Academic research campus in Lincoln, Nebraska, U.S.

The Nebraska Innovation Campus (NIC) is a public/private research campus developed by the University of Nebraska–Lincoln. It is located in Lincoln, Nebraska, United States on the 249 acre site of the old Nebraska State Fair grounds. The campus was announced in 2007, with demolition of the site commencing in 2010. Construction began in 2013 and the Nebraska Innovation Campus officially opened in October 2015.

== History ==
The Nebraska Innovation Campus was announced in August 2007. Original plans would include 17 research buildings and would contain 1,600,000 sqft. It would be built on the site of the old Nebraska State Fair grounds. The project was developed by University of Nebraska–Lincoln and would require demolition of most of the structures on the fairground site. The university officially purchased the site in January 2010, with demolition beginning in late 2010.

It was also announced that the 4-H Building would be salvaged, however, the fate of Industrial Arts Building was unknown at the time. The Nebraska State Legislature provided $25 million in funding for the site, helping construction begin in 2011. In 2012, it was announced that the former Industrial Arts Building would be converted into a greenhouse. This was due to opposition to the demolition of the building, which was built in 1913. Renovation and construction of buildings began in 2013. In 2014, the Conference Center opened, and it was the first building on campus to be completed. The Ice Box, a livestock show arena that was converted into an ice hockey arena in mid-1990's was also spared from demolition.

In 2015, three of the buildings were complete, with the former 4-H Building being fully renovated. Other buildings were nearing completion, with plans to have the entire campus completed by 2038. The campus had several setbacks during development and construction. Many planned buildings, like a Federal Research Center, were cancelled due to lack of private-sector interest. The Nebraska Innovation Campus officially opened in October 2015.

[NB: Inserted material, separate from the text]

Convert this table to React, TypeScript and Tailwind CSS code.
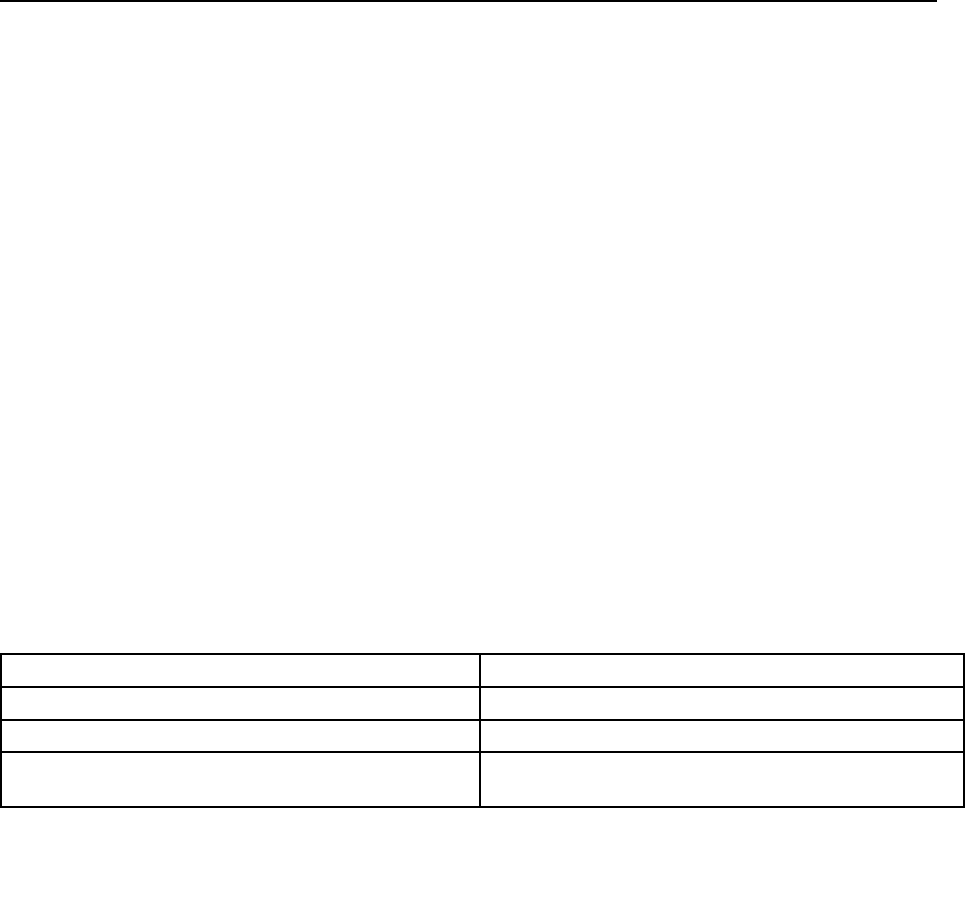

In March 2017, a Mill Coffee & Tea location was added to the campus. In August 2017, an additional building for the campus was announced. The building would be 80,000 sqft and began construction in September. The building, known as the Rise Building, opened in 2018. In 2019, a six-story Marriott hotel began construction in June 2020 and would include 154 rooms. The hotel, named the Scarlett Hotel, opened in April 2022.

In 2024, ground was broken for a $160 million United States Department of Agriculture research center on the campus. The building was created due to a push from Nebraska lawmakers, such as Adrian Smith and Deb Fischer, to invest more in agriculture. In 2025, it was reported that funds were removed from the budget. $56 to $160 million had been appropriated by Congress, which was reportedly more than enough to finish phase one. However, the university is still waiting for federal approval to award a contractor. In July 2025, $16 million in additional funding was advanced for the project.

== Campus ==
The Nebraska Innovation Campus includes five buildings. Two buildings, the 4-H Building and the former Industrial Arts Building, were renovated for use on the campus. The campus has a six-story hotel and a coffee shop. The campus also includes the Nebraska Innovation Studio, a 16,000 sqft makerspace, which opened in 2015. As of 2024, the campus currently contains 569,698 sqft. Once fully completed, the campus is intended to contain 2,200,000 sqft of space.